╔══

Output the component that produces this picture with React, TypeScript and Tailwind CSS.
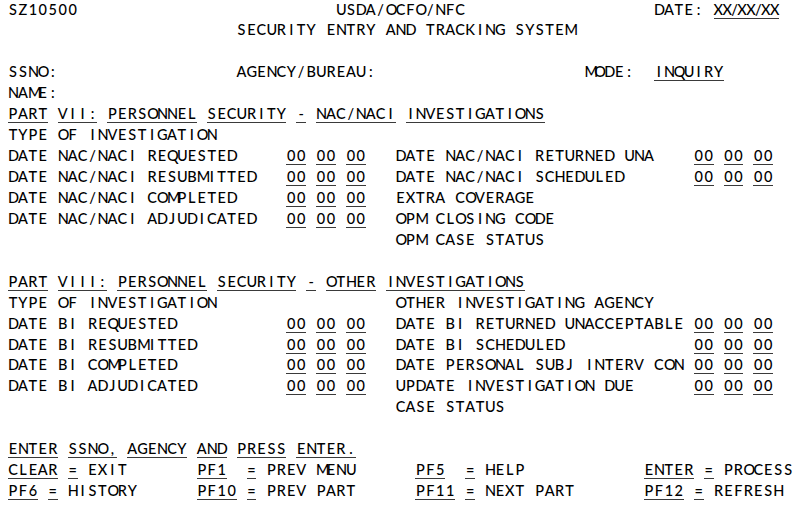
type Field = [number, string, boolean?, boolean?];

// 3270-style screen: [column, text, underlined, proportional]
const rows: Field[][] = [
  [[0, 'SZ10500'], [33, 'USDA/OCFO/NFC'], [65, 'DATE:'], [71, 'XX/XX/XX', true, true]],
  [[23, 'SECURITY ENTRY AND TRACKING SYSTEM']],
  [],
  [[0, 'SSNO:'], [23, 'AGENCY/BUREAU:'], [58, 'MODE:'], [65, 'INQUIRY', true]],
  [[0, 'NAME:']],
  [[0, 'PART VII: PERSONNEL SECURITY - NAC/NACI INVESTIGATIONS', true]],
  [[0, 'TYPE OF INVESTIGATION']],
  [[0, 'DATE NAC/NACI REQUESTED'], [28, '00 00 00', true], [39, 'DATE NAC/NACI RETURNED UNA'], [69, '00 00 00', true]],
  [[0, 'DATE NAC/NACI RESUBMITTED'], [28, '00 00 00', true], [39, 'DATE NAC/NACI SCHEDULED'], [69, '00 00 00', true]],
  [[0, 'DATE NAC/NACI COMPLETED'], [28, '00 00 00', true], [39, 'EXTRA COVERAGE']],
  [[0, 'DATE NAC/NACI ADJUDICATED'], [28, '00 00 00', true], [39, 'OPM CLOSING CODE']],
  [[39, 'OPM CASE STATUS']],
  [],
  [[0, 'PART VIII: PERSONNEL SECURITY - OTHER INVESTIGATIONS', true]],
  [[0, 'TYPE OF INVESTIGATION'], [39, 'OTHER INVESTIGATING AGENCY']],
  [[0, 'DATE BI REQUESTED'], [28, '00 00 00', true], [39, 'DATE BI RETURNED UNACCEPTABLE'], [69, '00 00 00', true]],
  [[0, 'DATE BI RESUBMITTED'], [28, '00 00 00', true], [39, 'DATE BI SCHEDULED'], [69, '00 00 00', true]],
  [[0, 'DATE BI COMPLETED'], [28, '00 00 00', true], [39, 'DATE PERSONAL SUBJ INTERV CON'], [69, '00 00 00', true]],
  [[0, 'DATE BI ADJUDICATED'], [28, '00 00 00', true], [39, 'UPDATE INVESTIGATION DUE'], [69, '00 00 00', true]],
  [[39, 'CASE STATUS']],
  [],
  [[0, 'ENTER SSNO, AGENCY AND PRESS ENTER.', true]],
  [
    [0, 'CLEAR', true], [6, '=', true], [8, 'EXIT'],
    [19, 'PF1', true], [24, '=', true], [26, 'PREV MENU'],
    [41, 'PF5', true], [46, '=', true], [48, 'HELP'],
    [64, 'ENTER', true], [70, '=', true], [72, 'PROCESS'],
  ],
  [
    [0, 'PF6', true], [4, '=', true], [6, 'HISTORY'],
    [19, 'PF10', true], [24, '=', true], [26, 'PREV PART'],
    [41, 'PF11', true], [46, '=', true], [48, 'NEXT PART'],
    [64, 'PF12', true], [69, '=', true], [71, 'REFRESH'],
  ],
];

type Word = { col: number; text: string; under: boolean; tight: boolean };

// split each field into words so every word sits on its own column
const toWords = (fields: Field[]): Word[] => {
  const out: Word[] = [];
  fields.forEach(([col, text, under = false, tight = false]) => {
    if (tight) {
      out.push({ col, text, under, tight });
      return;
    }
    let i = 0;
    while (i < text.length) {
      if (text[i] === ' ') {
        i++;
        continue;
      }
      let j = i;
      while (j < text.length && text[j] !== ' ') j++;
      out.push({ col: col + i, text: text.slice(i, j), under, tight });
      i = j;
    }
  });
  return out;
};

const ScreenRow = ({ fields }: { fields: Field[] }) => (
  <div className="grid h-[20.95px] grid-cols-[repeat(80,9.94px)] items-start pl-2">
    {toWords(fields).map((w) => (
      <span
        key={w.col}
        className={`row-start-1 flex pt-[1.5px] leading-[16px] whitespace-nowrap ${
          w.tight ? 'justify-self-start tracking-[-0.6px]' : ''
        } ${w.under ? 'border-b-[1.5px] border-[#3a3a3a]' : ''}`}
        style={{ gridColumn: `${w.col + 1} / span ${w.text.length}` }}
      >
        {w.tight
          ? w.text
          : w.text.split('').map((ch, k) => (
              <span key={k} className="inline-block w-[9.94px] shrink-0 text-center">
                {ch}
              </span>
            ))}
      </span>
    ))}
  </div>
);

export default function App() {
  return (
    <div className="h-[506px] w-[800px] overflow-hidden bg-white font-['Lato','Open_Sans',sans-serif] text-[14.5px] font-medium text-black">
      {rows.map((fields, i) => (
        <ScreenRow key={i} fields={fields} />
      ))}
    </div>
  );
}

╚══
╔══

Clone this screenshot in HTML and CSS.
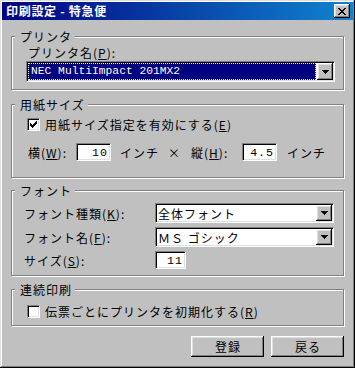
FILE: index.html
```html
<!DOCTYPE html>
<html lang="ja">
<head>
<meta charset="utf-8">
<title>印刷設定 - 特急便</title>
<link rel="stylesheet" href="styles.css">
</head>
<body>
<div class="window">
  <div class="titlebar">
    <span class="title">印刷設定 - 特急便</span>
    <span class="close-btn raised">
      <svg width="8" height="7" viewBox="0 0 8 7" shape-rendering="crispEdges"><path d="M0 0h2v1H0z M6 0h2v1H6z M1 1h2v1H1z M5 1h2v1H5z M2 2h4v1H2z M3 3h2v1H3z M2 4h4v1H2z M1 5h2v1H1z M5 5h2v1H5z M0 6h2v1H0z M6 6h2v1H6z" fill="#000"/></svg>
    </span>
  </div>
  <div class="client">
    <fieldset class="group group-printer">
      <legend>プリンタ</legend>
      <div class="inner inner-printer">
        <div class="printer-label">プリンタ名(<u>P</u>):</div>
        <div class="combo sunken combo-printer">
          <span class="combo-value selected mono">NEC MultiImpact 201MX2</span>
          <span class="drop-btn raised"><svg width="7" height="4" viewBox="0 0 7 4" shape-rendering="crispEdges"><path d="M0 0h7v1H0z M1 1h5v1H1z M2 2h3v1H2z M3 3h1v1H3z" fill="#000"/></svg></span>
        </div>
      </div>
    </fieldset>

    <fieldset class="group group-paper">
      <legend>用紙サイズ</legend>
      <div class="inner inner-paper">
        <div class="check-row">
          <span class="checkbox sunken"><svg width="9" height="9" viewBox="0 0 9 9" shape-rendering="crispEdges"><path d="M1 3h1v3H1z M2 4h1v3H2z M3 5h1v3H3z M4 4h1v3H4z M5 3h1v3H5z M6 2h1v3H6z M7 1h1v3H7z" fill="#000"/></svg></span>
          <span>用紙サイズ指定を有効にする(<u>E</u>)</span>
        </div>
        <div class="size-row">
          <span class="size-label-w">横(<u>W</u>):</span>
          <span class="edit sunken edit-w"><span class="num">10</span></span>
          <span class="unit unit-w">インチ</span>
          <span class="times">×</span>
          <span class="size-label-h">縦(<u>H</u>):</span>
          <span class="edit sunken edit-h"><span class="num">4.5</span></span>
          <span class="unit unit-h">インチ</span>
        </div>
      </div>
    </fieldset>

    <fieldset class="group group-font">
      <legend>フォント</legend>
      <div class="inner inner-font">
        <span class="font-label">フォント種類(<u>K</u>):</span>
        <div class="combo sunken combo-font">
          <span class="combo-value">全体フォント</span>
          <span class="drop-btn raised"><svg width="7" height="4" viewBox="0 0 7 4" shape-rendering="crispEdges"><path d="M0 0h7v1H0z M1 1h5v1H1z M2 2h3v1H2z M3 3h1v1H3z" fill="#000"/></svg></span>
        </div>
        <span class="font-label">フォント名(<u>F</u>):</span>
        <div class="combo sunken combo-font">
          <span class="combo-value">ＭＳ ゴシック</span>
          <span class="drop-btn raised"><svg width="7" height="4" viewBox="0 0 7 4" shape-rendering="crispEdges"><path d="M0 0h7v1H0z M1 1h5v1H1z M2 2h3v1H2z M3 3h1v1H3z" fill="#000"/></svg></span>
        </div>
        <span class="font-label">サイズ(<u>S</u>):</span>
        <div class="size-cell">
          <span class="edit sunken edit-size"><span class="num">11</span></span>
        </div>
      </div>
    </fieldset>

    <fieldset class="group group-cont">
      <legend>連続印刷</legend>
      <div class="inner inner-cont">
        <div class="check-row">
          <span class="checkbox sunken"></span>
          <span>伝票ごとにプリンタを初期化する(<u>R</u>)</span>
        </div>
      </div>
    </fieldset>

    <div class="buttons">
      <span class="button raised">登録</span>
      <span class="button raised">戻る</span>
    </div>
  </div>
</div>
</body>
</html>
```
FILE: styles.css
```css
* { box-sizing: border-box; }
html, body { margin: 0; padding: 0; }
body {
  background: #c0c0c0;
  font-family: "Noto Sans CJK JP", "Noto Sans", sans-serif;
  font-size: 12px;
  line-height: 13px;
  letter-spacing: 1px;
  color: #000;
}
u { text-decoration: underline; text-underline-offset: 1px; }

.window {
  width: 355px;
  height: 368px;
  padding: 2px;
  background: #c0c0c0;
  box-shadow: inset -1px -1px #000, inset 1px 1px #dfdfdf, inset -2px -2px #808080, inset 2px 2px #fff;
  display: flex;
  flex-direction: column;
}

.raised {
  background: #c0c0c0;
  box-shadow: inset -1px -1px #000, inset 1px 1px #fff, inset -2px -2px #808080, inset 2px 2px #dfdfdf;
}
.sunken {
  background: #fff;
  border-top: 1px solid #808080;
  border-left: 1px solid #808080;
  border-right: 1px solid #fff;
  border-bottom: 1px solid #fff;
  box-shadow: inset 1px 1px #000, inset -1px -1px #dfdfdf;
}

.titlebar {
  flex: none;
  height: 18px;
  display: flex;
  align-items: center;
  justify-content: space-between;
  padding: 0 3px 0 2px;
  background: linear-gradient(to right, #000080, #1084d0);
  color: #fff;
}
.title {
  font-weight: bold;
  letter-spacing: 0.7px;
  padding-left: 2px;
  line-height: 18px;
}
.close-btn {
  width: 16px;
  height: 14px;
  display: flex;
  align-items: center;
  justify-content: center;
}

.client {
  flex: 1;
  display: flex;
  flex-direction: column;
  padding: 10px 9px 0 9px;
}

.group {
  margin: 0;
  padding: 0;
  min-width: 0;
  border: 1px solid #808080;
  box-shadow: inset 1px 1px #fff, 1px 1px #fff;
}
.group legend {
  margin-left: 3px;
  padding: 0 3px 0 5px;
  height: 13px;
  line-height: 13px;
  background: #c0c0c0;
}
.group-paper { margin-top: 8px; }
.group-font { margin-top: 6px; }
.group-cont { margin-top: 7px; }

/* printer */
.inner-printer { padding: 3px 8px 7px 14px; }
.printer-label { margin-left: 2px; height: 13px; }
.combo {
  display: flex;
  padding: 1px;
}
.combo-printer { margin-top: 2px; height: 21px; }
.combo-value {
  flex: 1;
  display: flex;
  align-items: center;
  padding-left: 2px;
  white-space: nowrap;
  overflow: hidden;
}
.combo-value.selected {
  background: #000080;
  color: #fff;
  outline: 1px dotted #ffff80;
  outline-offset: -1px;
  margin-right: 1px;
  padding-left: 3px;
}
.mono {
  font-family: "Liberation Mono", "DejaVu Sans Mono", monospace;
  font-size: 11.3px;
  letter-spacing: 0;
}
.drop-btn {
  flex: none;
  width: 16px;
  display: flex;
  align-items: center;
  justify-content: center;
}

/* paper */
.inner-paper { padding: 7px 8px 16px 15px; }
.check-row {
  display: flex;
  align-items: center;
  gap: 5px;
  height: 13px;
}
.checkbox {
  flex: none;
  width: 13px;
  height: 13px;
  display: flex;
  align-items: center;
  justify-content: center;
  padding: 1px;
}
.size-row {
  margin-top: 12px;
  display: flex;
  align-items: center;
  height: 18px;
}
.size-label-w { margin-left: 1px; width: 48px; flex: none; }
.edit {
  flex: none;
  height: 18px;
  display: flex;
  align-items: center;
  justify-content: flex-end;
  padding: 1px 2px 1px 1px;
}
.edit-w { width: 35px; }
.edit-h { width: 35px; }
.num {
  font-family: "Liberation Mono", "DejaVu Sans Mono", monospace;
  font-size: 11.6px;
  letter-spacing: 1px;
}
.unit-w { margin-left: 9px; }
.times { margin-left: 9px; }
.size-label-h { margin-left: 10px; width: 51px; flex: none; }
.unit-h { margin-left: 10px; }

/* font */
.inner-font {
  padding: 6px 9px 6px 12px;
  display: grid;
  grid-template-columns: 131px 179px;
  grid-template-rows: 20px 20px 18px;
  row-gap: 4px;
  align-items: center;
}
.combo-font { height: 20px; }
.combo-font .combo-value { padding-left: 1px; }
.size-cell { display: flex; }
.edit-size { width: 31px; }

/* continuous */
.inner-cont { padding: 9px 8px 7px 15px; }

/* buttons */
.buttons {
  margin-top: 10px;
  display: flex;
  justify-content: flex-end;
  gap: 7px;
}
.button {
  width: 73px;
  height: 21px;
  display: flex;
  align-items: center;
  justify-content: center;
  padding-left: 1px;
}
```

╚══

▸ **Given problem**: Your copy should hold only the lines from the one containing "Output the component" through the one containing "type Field = [number, string, boolean?, boolean?];", word for word, with no pictures.

▸ **Complete answer**:
Output the component that produces this picture with React, TypeScript and Tailwind CSS.
type Field = [number, string, boolean?, boolean?];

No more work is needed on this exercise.